例題6-8 Tree UVa548

題目描述：
You are to determine the value of the leaf node in a given binary tree that is the terminal node of a
path of least value from the root of the binary tree to any leaf. The value of a path is the sum of values
of nodes along that path.
Input
The input file will contain a description of the binary tree given as the inorder and postorder traversal
sequences of that tree. Your program will read two line (until end of file) from the input file. The first
line will contain the sequence of values associated with an inorder traversal of the tree and the second
line will contain the sequence of values associated with a postorder traversal of the tree.

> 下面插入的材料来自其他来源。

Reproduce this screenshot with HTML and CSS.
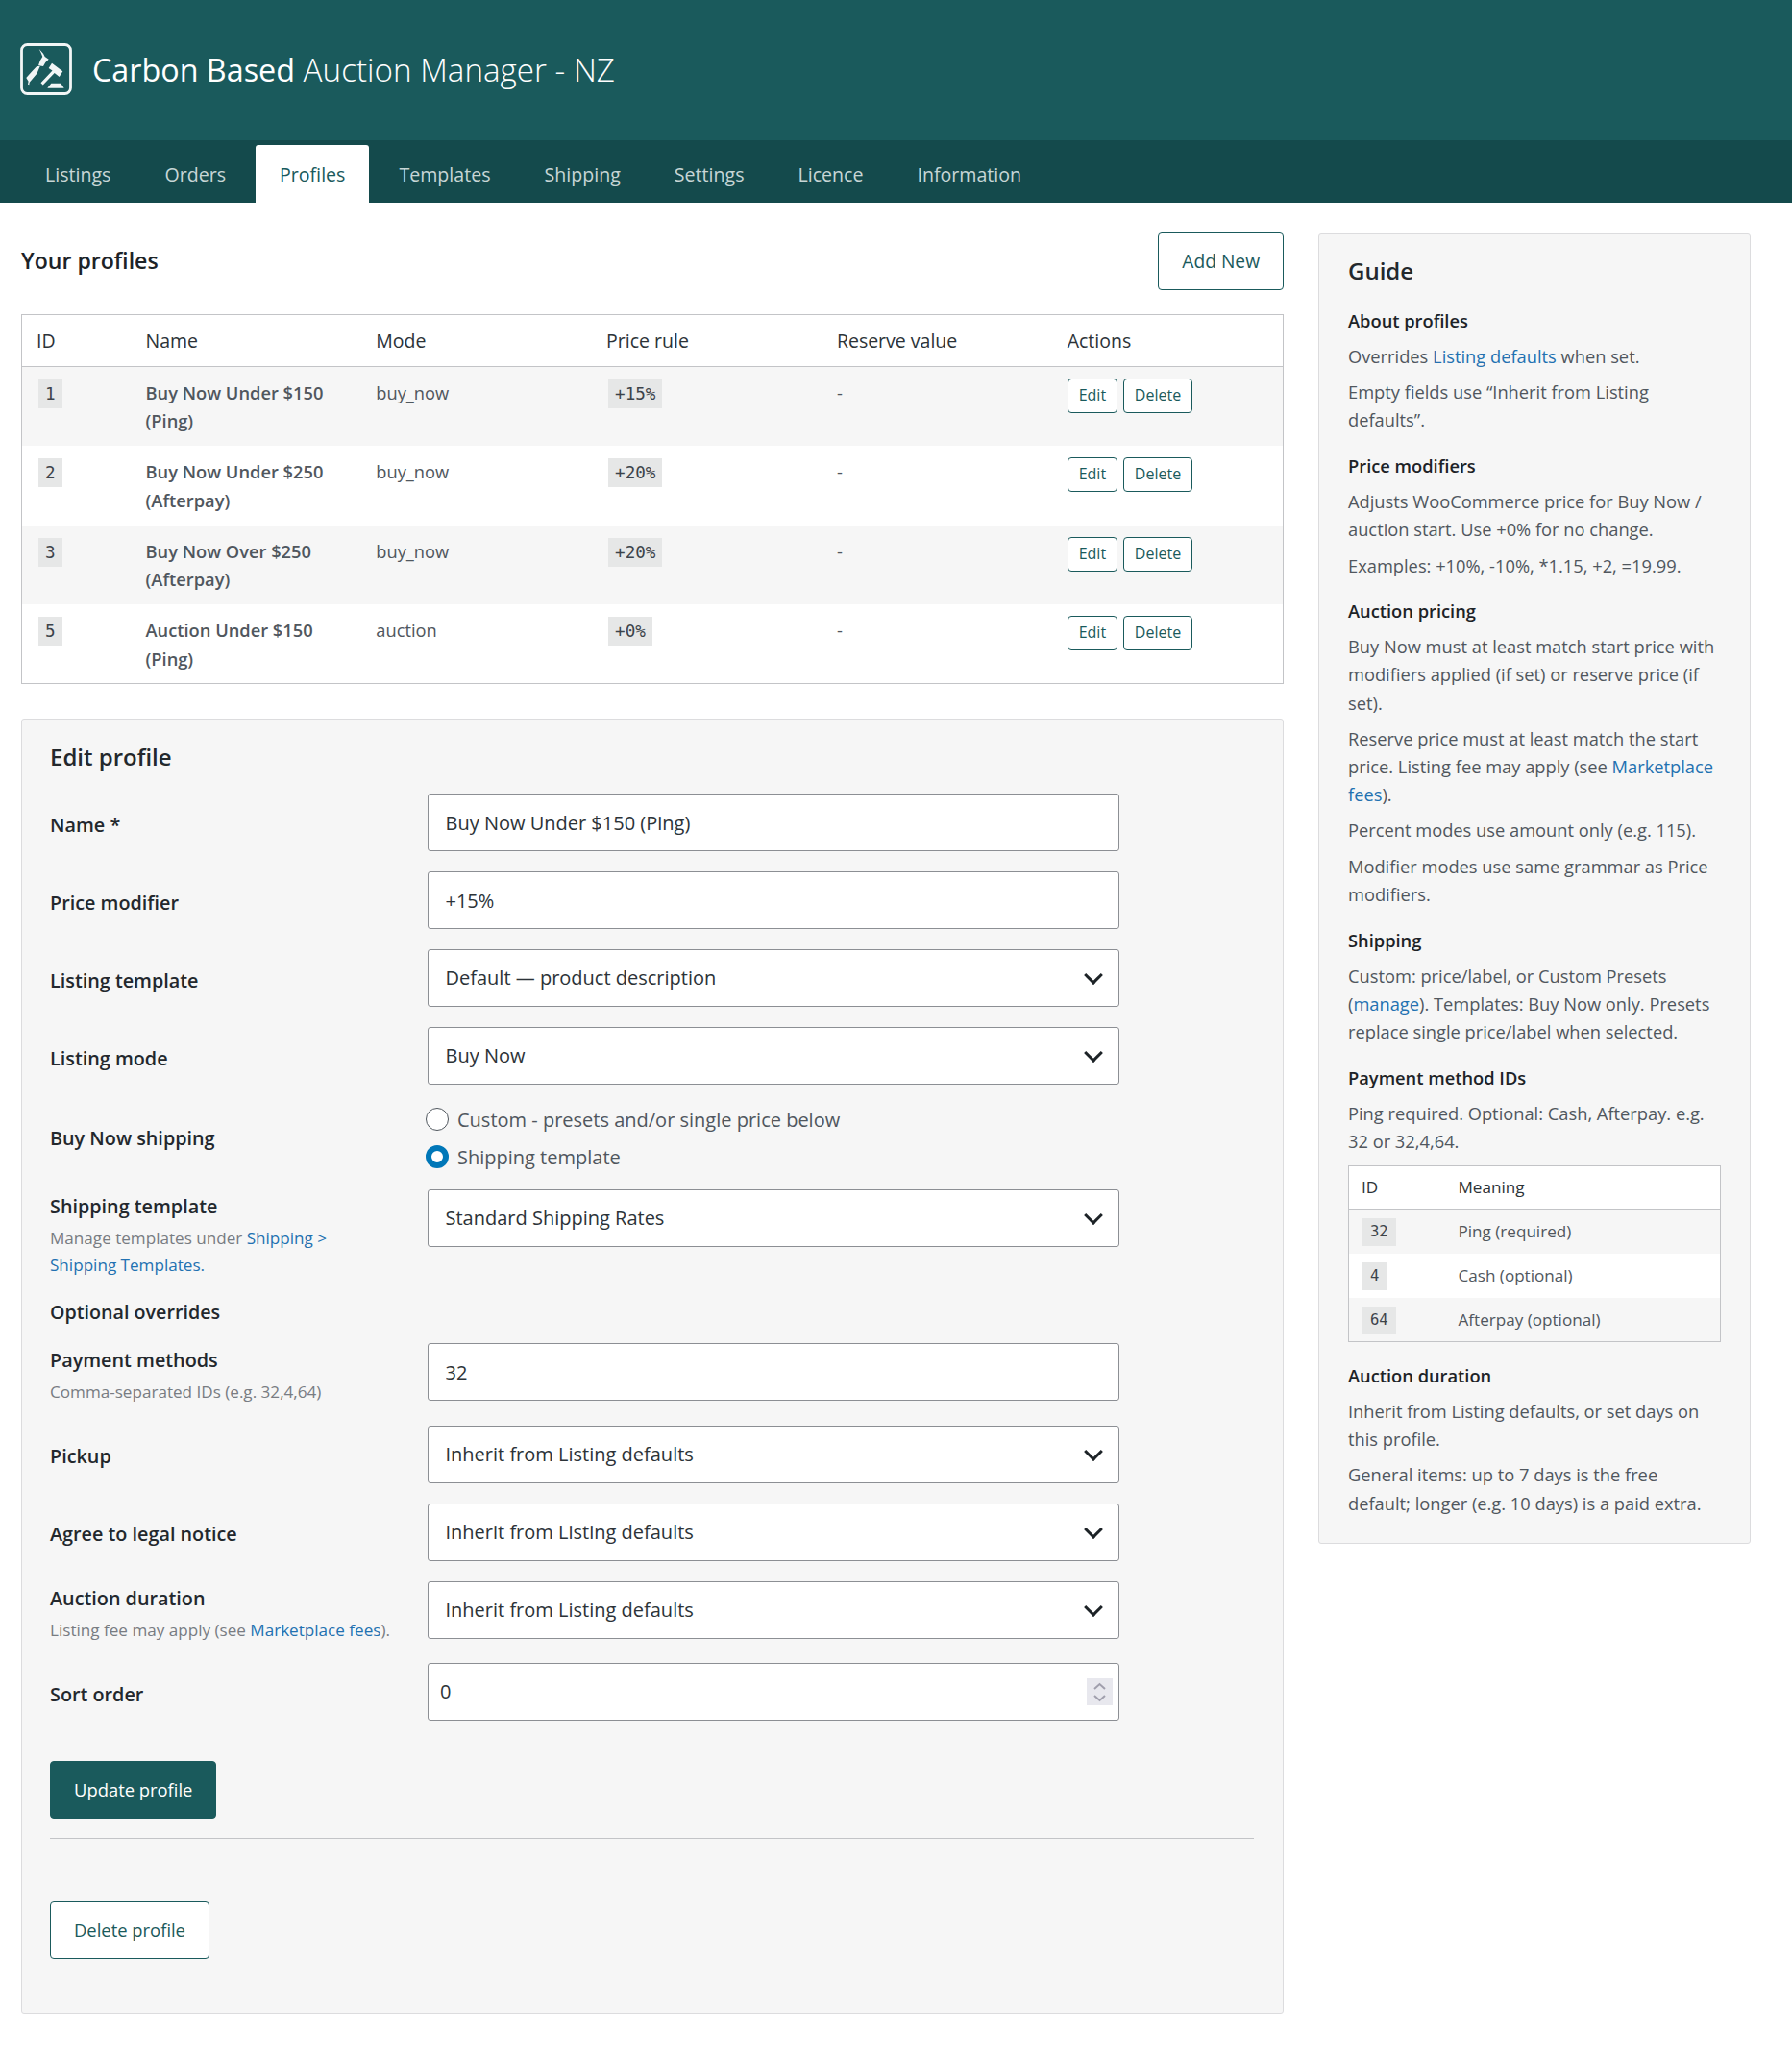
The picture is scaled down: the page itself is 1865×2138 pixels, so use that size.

All values
will be different, greater than zero and less than 10000. You may assume that no binary tree will have
more than 10000 nodes or less than 1 node.
Output
For each tree description you should output the value of the leaf node of a path of least value. In the
case of multiple paths of least value you should pick the one with the least value on the terminal node.
Sample Input
3 2 1 4 5 7 6
3 1 2 5 6 7 4
7 8 11 3 5 16 12 18
8 3 11 7 16 18 12 5
255
255
Sample Output
1
3
255
整體思路：
1.二叉樹建立過程：我們知道後序遍歷的最後一個元素就是根，再從中序遍歷中將這個元素找出來，然後遞歸即可。
2.權值最小： dfs遍歷即可。

#include <iostream>
#include <cstdio>
#include <cstring>
#include <algorithm>
#include <cmath>
#include <sstream>
using namespace std;
const int maxn=10000+10;
int n;
int in_order[maxn],post_order[maxn],lch[maxn],rch[maxn];
bool read(int *a){//輸入函數參見劉汝佳紫書第二版
    string line;
    while(!getline(cin,line))
        return false;
    stringstream ss(line);
    n=0;
    int x;
    while(ss >> x)
        a[n++]=x;
    return n>0;
}
int build(int L1,int R1,int L2,int R2){
    if(L1>R1)return 0;
    int root=post_order[R2];
    int p=L1;
    while(in_order[p]!=root){
        p++;
    }
    int cnt=p-L1;//遞歸建樹
    lch[root]=build(L1,p-1,L2,L2+cnt-1);
    rch[root]=build(p+1,R1,L2+cnt,R2-1);
    return root;
}
int best,best_sum;
void dfs(int u,int sum){
    sum+=u;
    if(!lch[u]&&!rch[u]){//葉子
        if(sum<best_sum||(sum==best_sum&&u<best)){
            best=u;
            best_sum=sum;
        }
    }
    if(lch[u])dfs(lch[u],sum);
    if(rch[u])dfs(rch[u],sum);
}
int main(){
    while(read(in_order)){
        read(post_order);
        build(0,n-1,0,n-1);
        best_sum=1000000000;
        dfs(post_order[n-1],0);
        printf("%d\n",best);
    }
return 0;
}